Two years have passed since German-born cinematographer Walter Lassally — who won an Academy Award for the 1964 movie “Zorba the Greek” — died at 90 years old on the island of Crete.
Born in Berlin on December 18, 1926, Lassally had retired to the village of Stavros in the 1990s and lived outside of Hania — near the beach that served as the backdrop for the movie’s final scene with actors Anthony Quinn and Alan Bates dancing to the music of “Zorba the Greek.”
He donated his Academy Award to Christiana’s Restaurant, a beach front taverna near the exact spot where he filmed the famous dancing scene with Quinn and Bates. The statuette remained on display at the bar until a fire destroyed it in 2012.
Lassally was a local fixture for years, spending time talking to visitors and showing them film locations and sharing stories from the set.

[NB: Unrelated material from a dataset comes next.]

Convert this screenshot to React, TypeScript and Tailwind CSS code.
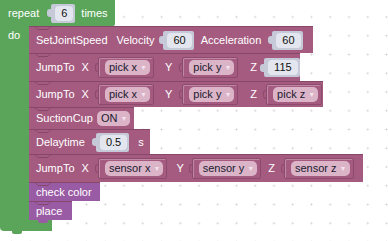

“When we shot Zorba there were no roads, no electricity, no water and no trees — and not too much has changed,” Lassally once told travel blogger Joel Stratte-McClure while drinking a glass of honeyed raki on the sandy beach.
“I’ve been around the world and never found a place to live that’s better than this spot in Crete. It’s easy, relaxed and I like the volatile attitude of the mountain people,” he said.
Beloved by visitors and locals alike, Lassally acquired the nickname “Walter the Greek.”
In a 2015 interview with Radio Prague, the German native summed up the importance of the look of a film.
“To me cinema is visual,” he said. “In a good film, you should be able to turn off the soundtrack and still get the story. Nowadays it’s the other way around. Most of the information tends to be in the dialogue and not in the pictures, and that’s not cinema to me.”